Vancouver, British Columbia--(Newsfile Corp. - March 31, 2021) - Phoenix Gold Resources Corp. (TSXV: PXA) (the "Company") is pleased to announce that it has completed its non-brokered private placement offering (the "Private Placement") raising gross proceeds of $1,000,000 through the sale of 2,500,000 units ("Units") of the Company at a price of $0.40 per Unit. Each Unit is comprised of one (1) common share and one (1) common share purchase warrant (a "Warrant") of the Company, each Warrant entitling the holder to purchase an additional common share (a "Common Share") of the Company at a price of $0.60 per Common Share until 24 months from the date of issuance.
Mr. Eric Sprott, through 2176423 Ontario Ltd., a corporation that is beneficially owned by him, acquired 2,500,000 Units at $0.40 each for consideration of approximately $1,000,000, pursuant to the private placement. As a result, Mr. Sprott beneficially owns and controls 2,500,000 Common Shares of the Company and 2,500,000 Warrants, representing approximately 6.5% of the issued and outstanding Common Shares on a non-diluted basis and approximately 12.2% of the issued and outstanding Common Shares on a partially diluted basis assuming exercise of the Warrants acquired hereunder forming part of the Units.
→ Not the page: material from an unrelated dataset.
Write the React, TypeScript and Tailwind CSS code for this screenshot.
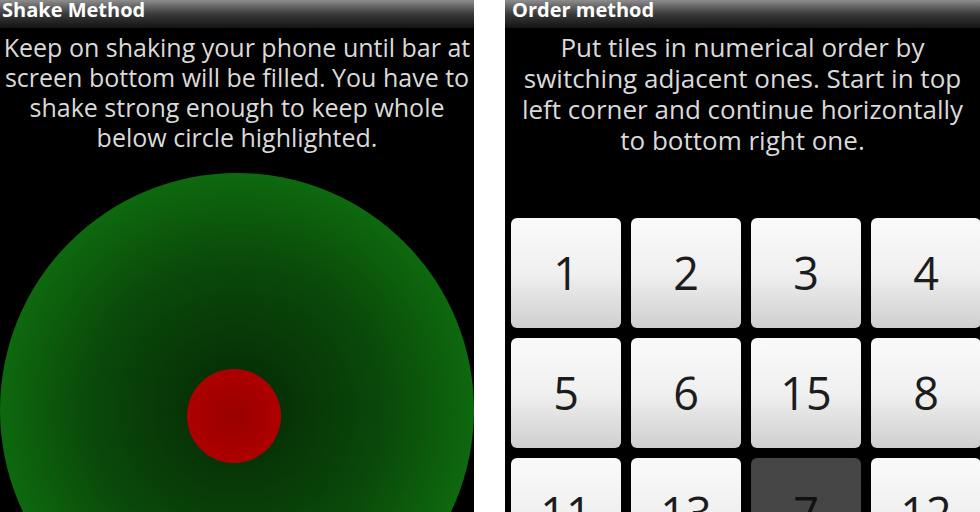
const font = { fontFamily: '"Open Sans", "Noto Sans", sans-serif' };

function TitleBar({ title, className = '' }: { title: string; className?: string }) {
  return (
    <div
      className={`h-[28px] shrink-0 bg-gradient-to-b from-[#8e8e8e] via-[#3a3a3a] to-[#141414] text-white font-bold text-[20px] leading-[19px] ${className}`}
    >
      {title}
    </div>
  );
}

function Tile({ n, empty = false }: { n: number; empty?: boolean }) {
  return (
    <div
      className={`h-[110px] rounded-[6px] flex items-center justify-center text-[45px] ${
        empty
          ? 'bg-[#454545] text-[#111]'
          : 'bg-gradient-to-b from-[#fafafa] via-[#f0f0f0] to-[#cfcfcf] text-[#1c1c1c]'
      }`}
    >
      {n}
    </div>
  );
}

export default function App() {
  const tiles = [1, 2, 3, 4, 5, 6, 15, 8, 11, 13, 7, 12];
  return (
    <div className="w-[980px] h-[512px] bg-white flex overflow-hidden" style={font}>
      {/* Shake method screen */}
      <div className="w-[474px] h-full bg-black flex flex-col overflow-hidden">
        <TitleBar title="Shake Method" className="pl-[2px]" />
        <p className="shrink-0 mt-[4px] text-center text-[#dadada] text-[25px] leading-[30px] whitespace-nowrap">
          Keep on shaking your phone until bar at
          <br />
          screen bottom will be filled. You have to
          <br />
          shake strong enough to keep whole
          <br />
          below circle highlighted.
        </p>
        <div className="mt-[21px] w-[474px] h-[474px] shrink-0 rounded-full bg-[radial-gradient(circle_at_50%_50%,#052805_0%,#0a4a0a_45%,#107a10_85%,#168a16_100%)] flex items-center justify-center">
          <div className="w-[94px] h-[94px] rounded-full bg-[radial-gradient(circle,#9a0000_0%,#b00000_80%,#a00505_100%)] relative -left-[3px] top-[6px]" />
        </div>
      </div>

      {/* Order method screen */}
      <div className="ml-[31px] flex-1 h-full bg-black flex flex-col overflow-hidden">
        <TitleBar title="Order method" className="pl-[7px]" />
        <p className="shrink-0 mt-[4px] text-center text-[#dadada] text-[26px] leading-[31px] whitespace-nowrap">
          Put tiles in numerical order by
          <br />
          switching adjacent ones. Start in top
          <br />
          left corner and continue horizontally
          <br />
          to bottom right one.
        </p>
        <div className="shrink-0 mt-[62px] pl-[6px] grid grid-cols-[repeat(4,110px)] gap-[10px]">
          {tiles.map((n) => (
            <Tile key={n} n={n} empty={n === 7} />
          ))}
        </div>
      </div>
    </div>
  );
}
Prior to the current acquisition, Mr. Sprott did not beneficially own or control any securities of the Company.
The Units were acquired by Mr. Sprott through 2176423 Ontario Ltd. for investment purposes. Mr. Sprott has a long-term view of the investment and may acquire or sell additional securities of the Company, including on the open market or through private transactions, in the future depending on market conditions, reformulation of plans and/or other relevant factors.
A copy of Mr. Sprott's early warning report with respect to the foregoing will appear on the company's profile on the System for Electronic Document Analysis and Retrieval ("SEDAR") at www.sedar.com and may also be obtained by calling Mr. Sprott's office at (416) 945-3294 (2176423 Ontario Ltd., 200 Bay Street, Suite 2600, Royal Bank Plaza, South Tower, Toronto, Ontario M5J 2J1).
The Company intends to use the net proceeds of the Private Placement for working capital and general corporate purposes. No finders fees were paid in respect of the Private Placement.
The Company has received conditional approval for the Private Placement from the TSX Venture Exchange. All Common Shares issued pursuant to the Private Placement will be subject to a four month hold period from the date of issue.
About Phoenix Gold Resources Corp.
Phoenix Gold Resources Corp. is a mineral exploration and development company, focused on exploration, development and acquisition of mineral properties. The Company's Phoenix Gold Project consists of the Plumas Property and Eldorado, covering approximately 24 hectares, and is located in the Battle Mountain Mining District, Nevada, which is host to a series of gold mines. The York Harbour Property is 3,900 hectares in area that includes the mine site of past production of copper and zinc at the York Harbour Mine located in the Bay Islands region of Newfoundland.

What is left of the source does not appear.